By: J.T. Krul (writer), Mikel Janin (artist), Ulises Arreola (colorist)
The Story: Ladies and gentlemen, prepare to be amazed, dazzled, and inhumanly butchered!
The Review: When it comes to superhero team-ups, you have your classics (Batman and Superman) and your unexpectedly potent combos (Oracle and Black Canary), while the rest fall somewhere between predictable and pointless. And then you have Deadman and Dick Grayson, a circus pairing that’s such a no-brainer you wonder why it hasn’t been done before—until you remember that Deadman is, well, dead.
The world of Flashpoint pretty much removes that minor obstacle, but in doing so, it eliminates altogether Boston Brand’s heroic identity (as it does Dick’s). So now the question is: what kind of situation can Krul cook up to get the team-up we eagerly look for? And with both characters devoid of their former involvement in the world’s major crises, how can Krul tie in their story to the Flashpoint drama at large?

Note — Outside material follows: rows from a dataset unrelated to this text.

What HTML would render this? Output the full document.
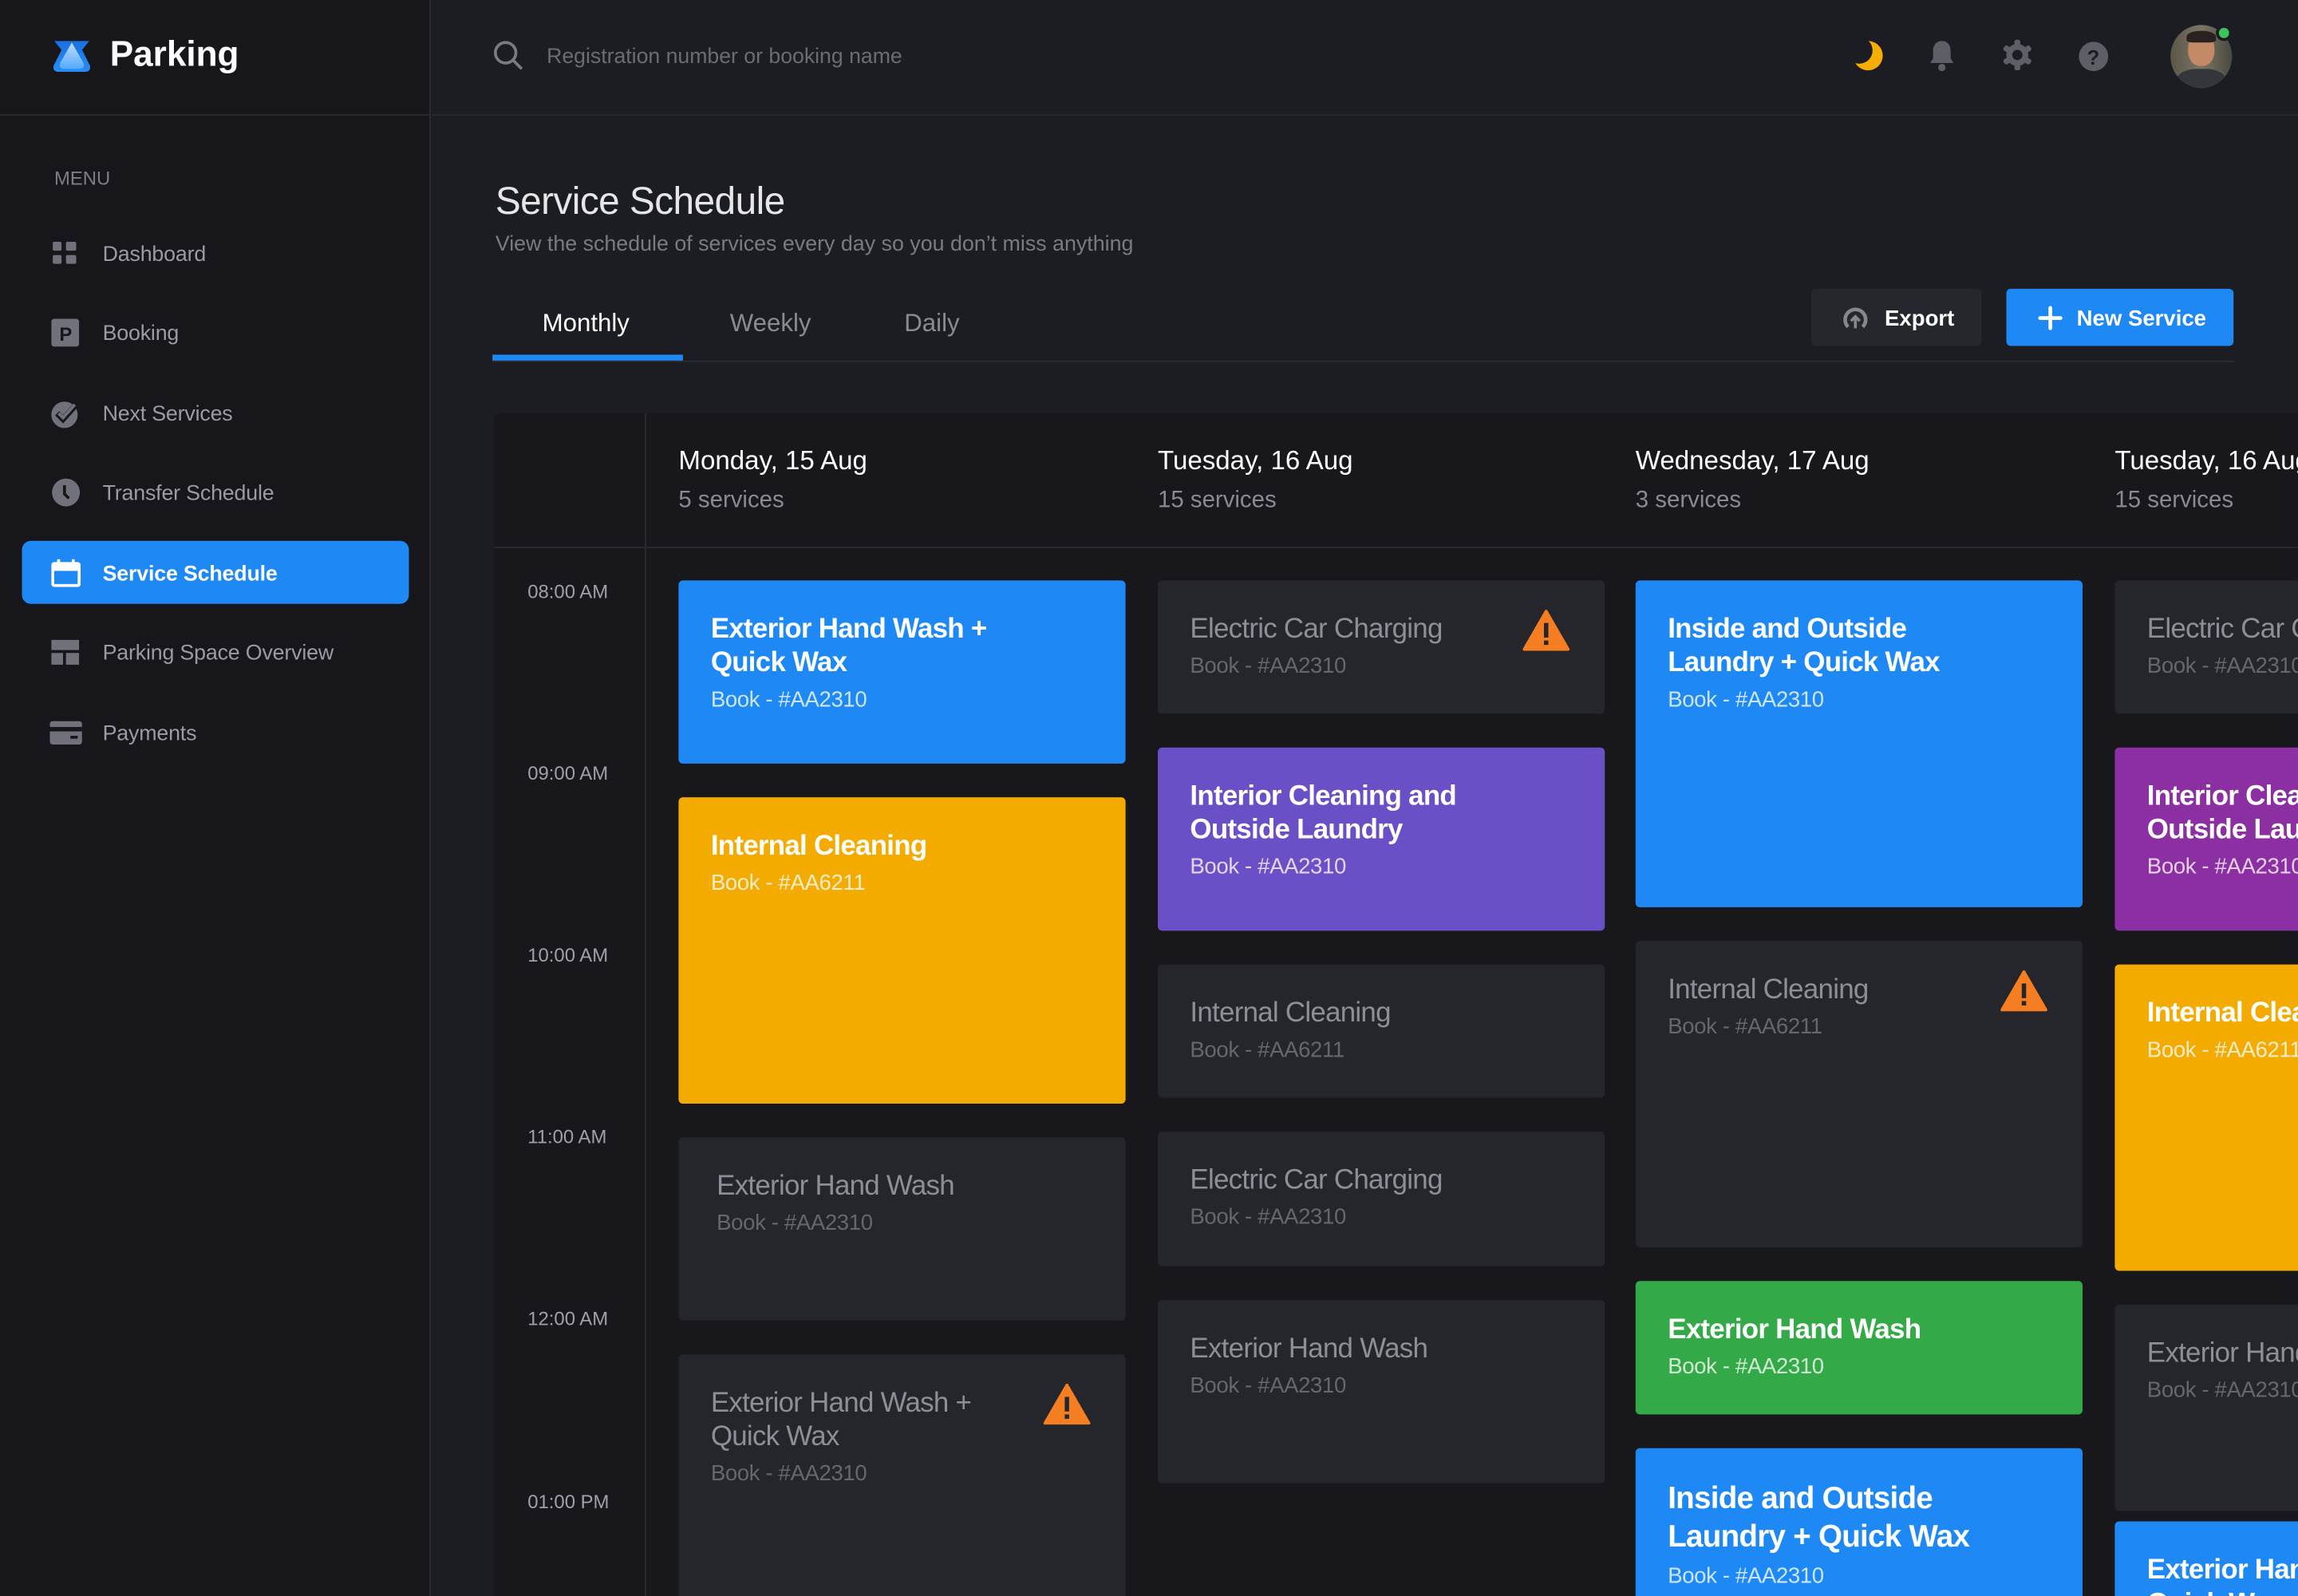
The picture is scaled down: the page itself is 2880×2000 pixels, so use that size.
<!DOCTYPE html>
<html><head><meta charset="utf-8"><style>
*{box-sizing:border-box;margin:0;padding:0}
html,body{width:2880px;height:2000px;overflow:hidden;background:#1c1d22}
#w{width:1568px;height:1089px;transform:scale(1.83673);transform-origin:0 0;position:relative;overflow:hidden;font-family:"Liberation Sans",sans-serif;background:#1c1d22}
.a{position:absolute}
#side{left:0;top:0;width:294px;height:1089px;background:#16161b;border-right:1px solid #2a2b30}
.mi{position:absolute;left:70px;font-size:14.6px;color:#9a9ba3;transform:translateY(-50%);letter-spacing:-0.1px}
.ic{position:absolute;left:35px;transform:translateY(-50%)}
.card{position:absolute;width:305px;border-radius:3px;background:#25262b;padding:22px 22px 0 22px;overflow:hidden}
.card .t{font-size:19px;font-weight:bold;line-height:23px;color:#8e8f96;letter-spacing:-0.4px}
.card .b{font-size:15px;color:#66676d;margin-top:5px;letter-spacing:-0.2px}
.card.c .t{color:#fff}.card.c .b{color:rgba(255,255,255,.78)}
.card.d .t{font-weight:normal}
.tm{position:absolute;left:360px;font-size:13px;color:#a0a1a7}
.warn{position:absolute;right:24px;top:20px}
</style></head><body><div id="w">
<div id="side" class="a">
 <svg class="a" style="left:36px;top:27px" width="26" height="23" viewBox="0 0 26 23"><defs><linearGradient id="g" x1="0" y1="0" x2="0" y2="1"><stop offset="0" stop-color="#1a6fe0"/><stop offset="1" stop-color="#2a8cf5"/></linearGradient><linearGradient id="g2" x1="0" y1="0" x2="0" y2="1"><stop offset="0" stop-color="#dff0ff"/><stop offset="1" stop-color="#59b0ff"/></linearGradient></defs><path d="M1 1H25L20 7L25.5 18Q26 22 22 22H4Q0 22 0.5 18L6 7Z" fill="url(#g)"/><path d="M13 2L21 16Q22 20 18 20H8Q4 20 5 16Z" fill="url(#g2)" opacity=".85"/></svg>
 <div class="a" style="left:75px;top:24px;font-size:24px;font-weight:bold;color:#fff">Parking</div>
 <div class="a" style="left:0;top:78px;width:294px;height:1px;background:#2a2b30"></div>
 <div class="a" style="left:37px;top:114px;font-size:13px;color:#7d7e85">MENU</div>
 <svg class="ic" style="top:173px" width="18" height="18"><rect x="1" y="1" width="6" height="6" rx="1" fill="#70717a"/><rect x="10" y="1" width="7" height="6" rx="1" fill="#70717a"/><rect x="1" y="10" width="6" height="6" rx="1" fill="#70717a"/><rect x="10" y="10" width="7" height="6" rx="1" fill="#70717a"/></svg>
 <div class="mi" style="top:174px">Dashboard</div>
 <svg class="ic" style="top:227px" width="19" height="19"><rect x="0" y="0" width="19" height="19" rx="2" fill="#70717a"/><text x="5.5" y="15" font-size="13" font-weight="bold" fill="#16161b" font-family="Liberation Sans">P</text></svg>
 <div class="mi" style="top:228px">Booking</div>
 <svg class="ic" style="top:282px;left:34px" width="20" height="20"><circle cx="10" cy="11" r="9" fill="#70717a"/><path d="M5 10l4 4 9-10" stroke="#16161b" stroke-width="4" fill="none"/><path d="M6 10l3 3 8-9" stroke="#70717a" stroke-width="2.2" fill="none"/></svg>
 <div class="mi" style="top:283px">Next Services</div>
 <svg class="ic" style="top:336px" width="20" height="20"><circle cx="10" cy="10" r="9.5" fill="#70717a"/><path d="M9 5v6l3 3" stroke="#16161b" stroke-width="2" fill="none"/></svg>
 <div class="mi" style="top:337px">Transfer Schedule</div>
 <div class="a" style="left:15px;top:369px;width:264px;height:43px;background:#1e88f5;border-radius:6px"></div>
 <svg class="ic" style="top:391px" width="20" height="19"><rect x="1" y="3" width="18" height="15" rx="1" fill="none" stroke="#fff" stroke-width="2"/><rect x="1" y="3" width="18" height="5" fill="#fff"/><rect x="4" y="0" width="2" height="4" fill="#fff"/><rect x="14" y="0" width="2" height="4" fill="#fff"/></svg>
 <div class="mi" style="top:392px;color:#fff;font-weight:bold">Service Schedule</div>
 <svg class="ic" style="top:445px" width="19" height="17"><rect x="0" y="0" width="19" height="7" fill="#70717a"/><rect x="0" y="9" width="8" height="8" fill="#70717a"/><rect x="10" y="9" width="9" height="8" fill="#70717a"/></svg>
 <div class="mi" style="top:446px">Parking Space Overview</div>
 <svg class="ic" style="top:500px;left:34px" width="22" height="16"><rect x="0" y="0" width="22" height="16" rx="2" fill="#70717a"/><rect x="0" y="4" width="22" height="3" fill="#16161b"/><rect x="14" y="10" width="5" height="2" fill="#16161b"/></svg>
 <div class="mi" style="top:501px">Payments</div>
</div>
<div class="a" style="left:295px;top:78px;width:1273px;height:1px;background:#2a2b30"></div>
<svg class="a" style="left:337px;top:28px" width="20" height="20"><circle cx="8" cy="8" r="7" stroke="#7a7b82" stroke-width="2" fill="none"/><path d="M13 13l6 6" stroke="#7a7b82" stroke-width="2"/></svg>
<div class="a" style="left:373px;top:31px;font-size:14.5px;color:#6b6c73">Registration number or booking name</div>
<svg class="a" style="left:1265px;top:27px" width="20" height="22"><path d="M10 1a10 10 0 1 1-9 15 9 9 0 0 0 9-15z" fill="#f5ad00"/></svg>
<svg class="a" style="left:1315px;top:27px" width="20" height="22"><path d="M10 1c-4 0-6 3-6 7v5l-2 3h16l-2-3V8c0-4-2-7-6-7z" fill="#5d5e66"/><circle cx="10" cy="19" r="2.5" fill="#5d5e66"/></svg>
<svg class="a" style="left:1366px;top:27px" width="21" height="21" viewBox="0 0 21 21"><g fill="#5d5e66"><circle cx="10.5" cy="10.5" r="7.5"/><rect x="8.5" y="0" width="4" height="21" rx="1.5"/><rect x="8.5" y="0" width="4" height="21" rx="1.5" transform="rotate(60 10.5 10.5)"/><rect x="8.5" y="0" width="4" height="21" rx="1.5" transform="rotate(120 10.5 10.5)"/></g><circle cx="10.5" cy="10.5" r="3.5" fill="#1c1d22"/></svg>
<svg class="a" style="left:1418px;top:28px" width="21" height="21"><ellipse cx="10.5" cy="10.5" rx="10" ry="10" fill="#5d5e66"/><text x="6" y="16" font-size="14" font-weight="bold" fill="#1c1d22" font-family="Liberation Sans">?</text></svg>
<div class="a" style="left:1481px;top:17px;width:42px;height:43px;border-radius:50%;overflow:hidden;background:linear-gradient(90deg,#5b5648,#7b7566 50%,#4a4a40)">
 <div class="a" style="left:12px;top:6px;width:18px;height:22px;border-radius:45%;background:#c48a66"></div>
 <div class="a" style="left:11px;top:4px;width:20px;height:8px;border-radius:50% 50% 20% 20%;background:#2a2220"></div>
 <div class="a" style="left:4px;top:30px;width:34px;height:20px;border-radius:40% 40% 0 0;background:#33363a"></div>
</div>
<div class="a" style="left:1512px;top:17px;width:11px;height:11px;border-radius:50%;background:#3cc35b;border:2px solid #1c1d22"></div>

<div class="a" style="left:338px;top:122px;font-size:26px;color:#e6e6e8;letter-spacing:-0.3px">Service Schedule</div>
<div class="a" style="left:338px;top:159px;font-size:14.6px;color:#7a7b82">View the schedule of services every day so you don’t miss anything</div>
<div class="a" style="left:370px;top:211px;font-size:17px;color:#fff">Monthly</div>
<div class="a" style="left:498px;top:211px;font-size:17px;color:#8a8b92">Weekly</div>
<div class="a" style="left:617px;top:211px;font-size:17px;color:#8a8b92">Daily</div>
<div class="a" style="left:336px;top:246px;width:1188px;height:1px;background:#2c2d32"></div>
<div class="a" style="left:336px;top:242px;width:130px;height:4px;background:#1e88f5"></div>
<div class="a" style="left:1236px;top:197px;width:116px;height:39px;background:#26272c;border-radius:3px"></div>
<svg class="a" style="left:1257px;top:208px" width="18" height="18"><path d="M4 15A7 7 0 1 1 14 15" stroke="#86878d" stroke-width="2.5" fill="none"/><path d="M9 16V9M6 11l3-3 3 3" stroke="#86878d" stroke-width="2" fill="none"/></svg>
<div class="a" style="left:1286px;top:209px;font-size:15px;font-weight:bold;color:#fff">Export</div>
<div class="a" style="left:1369px;top:197px;width:155px;height:39px;background:#1e88f5;border-radius:3px"></div>
<svg class="a" style="left:1390px;top:208px" width="18" height="18"><path d="M9 2v14M2 9h14" stroke="#fff" stroke-width="2.5" stroke-linecap="round"/></svg>
<div class="a" style="left:1417px;top:209px;font-size:15px;font-weight:bold;color:#fff">New Service</div>

<div class="a" style="left:337px;top:282px;width:1231px;height:807px;background:#17171c;border-radius:4px 0 0 0"></div>
<div class="a" style="left:337px;top:373px;width:1231px;height:1px;background:#2a2b30"></div>
<div class="a" style="left:440px;top:282px;width:1px;height:807px;background:#2a2b30"></div>
<div class="a" style="left:463px;top:304px;font-size:18px;color:#fff">Monday, 15 Aug</div><div class="a" style="left:463px;top:333px;font-size:16px;color:#8a8b92">5 services</div>
<div class="a" style="left:790px;top:304px;font-size:18px;color:#fff">Tuesday, 16 Aug</div><div class="a" style="left:790px;top:333px;font-size:16px;color:#8a8b92">15 services</div>
<div class="a" style="left:1116px;top:304px;font-size:18px;color:#fff">Wednesday, 17 Aug</div><div class="a" style="left:1116px;top:333px;font-size:16px;color:#8a8b92">3 services</div>
<div class="a" style="left:1443px;top:304px;font-size:18px;color:#fff;white-space:nowrap">Tuesday, 16 Aug</div><div class="a" style="left:1443px;top:333px;font-size:16px;color:#8a8b92">15 services</div>
<div class="tm" style="top:396px">08:00 AM</div><div class="tm" style="top:520px">09:00 AM</div><div class="tm" style="top:644px">10:00 AM</div><div class="tm" style="top:768px">11:00 AM</div><div class="tm" style="top:892px">12:00 AM</div><div class="tm" style="top:1017px">01:00 PM</div>

<!-- col1 -->
<div class="card c" style="left:463px;top:396px;height:125px;background:#1e88f5"><div class="t">Exterior Hand Wash +<br>Quick Wax</div><div class="b">Book - #AA2310</div></div>
<div class="card c" style="left:463px;top:544px;height:209px;background:#f4ab00"><div class="t">Internal Cleaning</div><div class="b">Book - #AA6211</div></div>
<div class="card d" style="left:463px;top:776px;height:125px;padding-left:26px"><div class="t">Exterior Hand Wash</div><div class="b">Book - #AA2310</div></div>
<div class="card d" style="left:463px;top:924px;height:200px"><div class="t">Exterior Hand Wash +<br>Quick Wax</div><div class="b">Book - #AA2310</div><svg class="warn" width="32" height="28"><path d="M16 1L31 27H1z" fill="#f57e22" stroke="#f57e22" stroke-linejoin="round" stroke-width="2"/><rect x="14.5" y="9" width="3" height="10" fill="#25262b"/><rect x="14.5" y="21" width="3" height="3" fill="#25262b"/></svg></div>
<!-- col2 -->
<div class="card d" style="left:790px;top:396px;height:91px"><div class="t">Electric Car Charging</div><div class="b">Book - #AA2310</div><svg class="warn" width="32" height="28"><path d="M16 1L31 27H1z" fill="#f57e22" stroke="#f57e22" stroke-linejoin="round" stroke-width="2"/><rect x="14.5" y="9" width="3" height="10" fill="#25262b"/><rect x="14.5" y="21" width="3" height="3" fill="#25262b"/></svg></div>
<div class="card c" style="left:790px;top:510px;height:125px;background:#6a50c6"><div class="t">Interior Cleaning and<br>Outside Laundry</div><div class="b">Book - #AA2310</div></div>
<div class="card d" style="left:790px;top:658px;height:91px"><div class="t">Internal Cleaning</div><div class="b">Book - #AA6211</div></div>
<div class="card d" style="left:790px;top:772px;height:92px"><div class="t">Electric Car Charging</div><div class="b">Book - #AA2310</div></div>
<div class="card d" style="left:790px;top:887px;height:125px"><div class="t">Exterior Hand Wash</div><div class="b">Book - #AA2310</div></div>
<!-- col3 -->
<div class="card c" style="left:1116px;top:396px;height:223px;background:#1e88f5"><div class="t">Inside and Outside<br>Laundry + Quick Wax</div><div class="b">Book - #AA2310</div></div>
<div class="card d" style="left:1116px;top:642px;height:209px"><div class="t">Internal Cleaning</div><div class="b">Book - #AA6211</div><svg class="warn" width="32" height="28"><path d="M16 1L31 27H1z" fill="#f57e22" stroke="#f57e22" stroke-linejoin="round" stroke-width="2"/><rect x="14.5" y="9" width="3" height="10" fill="#25262b"/><rect x="14.5" y="21" width="3" height="3" fill="#25262b"/></svg></div>
<div class="card c" style="left:1116px;top:874px;height:91px;background:#34a947"><div class="t">Exterior Hand Wash</div><div class="b">Book - #AA2310</div></div>
<div class="card c" style="left:1116px;top:988px;height:140px;background:#1e88f5"><div class="t" style="font-size:21px;line-height:26px">Inside and Outside<br>Laundry + Quick Wax</div><div class="b">Book - #AA2310</div></div>
<!-- col4 -->
<div class="card d" style="left:1443px;top:396px;height:91px"><div class="t" style="white-space:nowrap">Electric Car Charging</div><div class="b">Book - #AA2310</div></div>
<div class="card c" style="left:1443px;top:510px;height:125px;background:#8c2fa3"><div class="t">Interior Cleaning and<br>Outside Laundry</div><div class="b">Book - #AA2310</div></div>
<div class="card c" style="left:1443px;top:658px;height:209px;background:#f4ab00"><div class="t">Internal Cleaning</div><div class="b">Book - #AA6211</div></div>
<div class="card d" style="left:1443px;top:890px;height:141px"><div class="t">Exterior Hand Wash</div><div class="b">Book - #AA2310</div></div>
<div class="card c" style="left:1443px;top:1038px;height:100px;background:#1e88f5"><div class="t">Exterior Hand Wash +<br>Quick Wax</div></div>
</div></body></html>
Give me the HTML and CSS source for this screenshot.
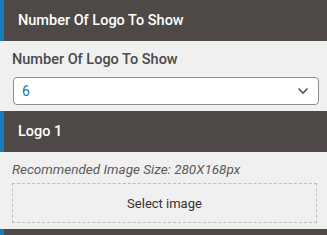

As it turns out, the events of Flashpoint has no bearing on Boston and Dick themselves, but on one of their fellow circusmen, a sideshow act, no less, whose name is Kent Nelson but goes by his show moniker: Fate. It’s him and his helmet the Amazons are after, and as their razing of an innocent Austrian town demonstrates, they’ll stop at nothing to get it. It’s a clever way of dragging this nomadic circus into the—I’m gonna say it—fate of the world.
The plot has a lot of potential, but Krul’s limitations as a storyteller dampen your prospects for a completely enjoyable read. One of his pitfalls as a writer is a worrisome love for melodramatic monologues, the kind that sounds great looped over a movie trailer, but cheesy in any other context. Boston Brand’s narration as he performs his stunts: “I want to hear them shriek and gasp in terror. Let them watch me step right up to the face of death—then walk away in total defiance. It is the game I play. And I always win.”
Krul also has an unsavory habit of slapping you in the face with the same thematic points over and over again, to the point where it makes predicting the rest of the story a cinch. Throughout the issue, he repetitively has the Graysons demonstrate their family bonds (not unlike the Brady Bunch in spandex), with Boston remaining abrasive, aloof, and alone. Dare I guess a painful lesson in the value of companionship is in store for our dear Boston?
The dialogue veers wildly back and forth between convincing (like the exchange about priorities between Dick and Boston at the end of the issue) and superficial. At times, it just seems Krul only has a faint grasp on the way humans talk—what kind of little kid says, “Absolutely”? It’s also interesting that even in Kalisz, Poland, people say, “Cool!”
Most of the issue’s engaging features come from Janin’s art, which gives a dramatic quality to the scenes that allow you to take them more seriously than the writing perhaps deserves. Janin also portrays Deadman and the Graysons’ acrobatic flights with energy, though the constantly fuzzy backgrounds obscure the dangers they risk in their feats.
Conclusion: As with much Krul does, the ideas are sound; the execution is not. If he can give up his flair for the overly dramatic and cliché, his stories would work far better than they do.
– Minhquan Nguyen
Some Musings: – It has to be said: that is one fun cover from Cliff Chiang and Jared Fletcher. I’m only sad we didn’t actually get to see Deadman chained above the gaping maws alligators in the issue itself.